LA TRISTEZA no tiene filtros efectivos ante un secuestro crónico como el que practica la marca de Boko Haram. El cautiverio de centenares de niñas solo persigue presionar al débil y corrupto Gobierno de Nigeria para que elimine toda posible huella de occidente en la región. Esa colección de países que, en su día, expoliaron recursos naturales con la barata excusa de importar tecnología a cambio de unos pocos -que luego se convirtieron en muchos- barriles de petróleo.

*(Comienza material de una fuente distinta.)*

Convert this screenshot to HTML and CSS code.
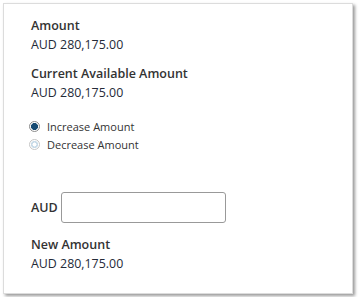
FILE: index.html
```html
<!DOCTYPE html>
<html lang="en">
  <head>
    <meta charset="UTF-8" />
    <meta name="viewport" content="width=device-width, initial-scale=1.0" />
    <title>Adjust Amount</title>
    <link rel="stylesheet" href="styles.css">
  </head>
  <body>
    <div class="card">
      <div class="field">
        <div class="field-label">Amount</div>
        <div class="field-value">AUD 280,175.00</div>
      </div>

      <div class="field">
        <div class="field-label">Current Available Amount</div>
        <div class="field-value">AUD 280,175.00</div>
      </div>

      <div class="radio-group">
        <label class="radio-row">
          <input type="radio" name="mode" class="radio" checked />
          <span>Increase Amount</span>
        </label>
        <label class="radio-row">
          <input type="radio" name="mode" class="radio" />
          <span>Decrease Amount</span>
        </label>
      </div>

      <div class="amount-row">
        <span class="currency">AUD</span>
        <input type="text" class="amount-input" />
      </div>

      <div class="field">
        <div class="field-label">New Amount</div>
        <div class="field-value">AUD 280,175.00</div>
      </div>
    </div>
  </body>
</html>
```

FILE: styles.css
```css
body {
  font-family: "Open Sans", "Noto Sans", sans-serif;
  font-size: 12px;
  background-color: #fff;
  color: #333;
  margin: 0;
  padding: 0;
}

.card {
  margin: 3px;
  width: 350px;
  height: 291px;
  box-sizing: border-box;
  border: 1px solid #dcdcdc;
  background-color: #fff;
  box-shadow: 2px 2px 3px rgba(0, 0, 0, 0.4);
  padding: 12px 27px 0;
}

.field {
  margin-bottom: 10px;
}

.field-label {
  font-weight: 600;
  font-size: 12.5px;
  line-height: 19px;
  color: #333;
}

.field-value {
  font-size: 12.4px;
  line-height: 19px;
  color: #242a38;
}

.radio-group {
  margin-top: 15px;
}

.radio-row {
  display: flex;
  align-items: center;
  height: 18px;
  font-size: 11px;
  color: #333;
}

.radio {
  appearance: none;
  -webkit-appearance: none;
  width: 11px;
  height: 11px;
  margin: 0 7px 0 -2px;
  border: 1px solid #a8a8a8;
  border-radius: 50%;
  background-color: #fff;
  box-sizing: border-box;
}

.radio:checked {
  background: radial-gradient(circle, #164a72 0 3.2px, #fff 3.8px);
  border-color: #8c8c8c;
}

.radio:not(:checked) {
  border-color: #c6c6c6;
  background: radial-gradient(circle, #fff 0 1.8px, #c9dbe8 2.2px 3.4px, #fff 3.8px);
}

.amount-row {
  display: flex;
  align-items: center;
  margin-top: 39px;
  margin-bottom: 12px;
}

.currency {
  font-weight: 600;
  font-size: 12.5px;
  width: 30px;
}

.amount-input {
  width: 165px;
  height: 31px;
  box-sizing: border-box;
  border: 1px solid #999;
  border-radius: 3px;
  padding: 0 6px;
  font-family: inherit;
}
```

Una vez exprimidos los ricos yacimientos la estampida suele ser general y se aplica el viejo lema del colonialismo: “el último que apague la luz”. Mientras, la inestabilidad no ha dejado de crecer a base de pobreza e injusticia social. El germen idóneo para hacer y deshacer. La semilla perfecta para facilitar la residencia a narcotraficantes y terroristas. Estos últimos insisten en que el proceso de islamización es la única salida para una malherida Centroáfrica. Llaman a la radicalización aprovechando la falta de rumbo. Y lo hacen utilizando la política del miedo: hace dos años, más de doscientas niñas fueron raptadas. Unas sufrieron agresiones, violaciones, embarazos prematuros o fueron víctimas del tráfico de menores. Otras optaron por casarse con alguno de sus captores para evitar el peor de los finales. Desde entonces, y tras una campaña internacional que exigía su liberación, nada se sabía de ellas. Unas nuevas imágenes han demostrado que siguen con vida. De nuevo, el oxígeno anímico llega para unos padres anónimos que ahora se aferran a solo doce minutos de vídeo antes de perder definitivamente la esperanza.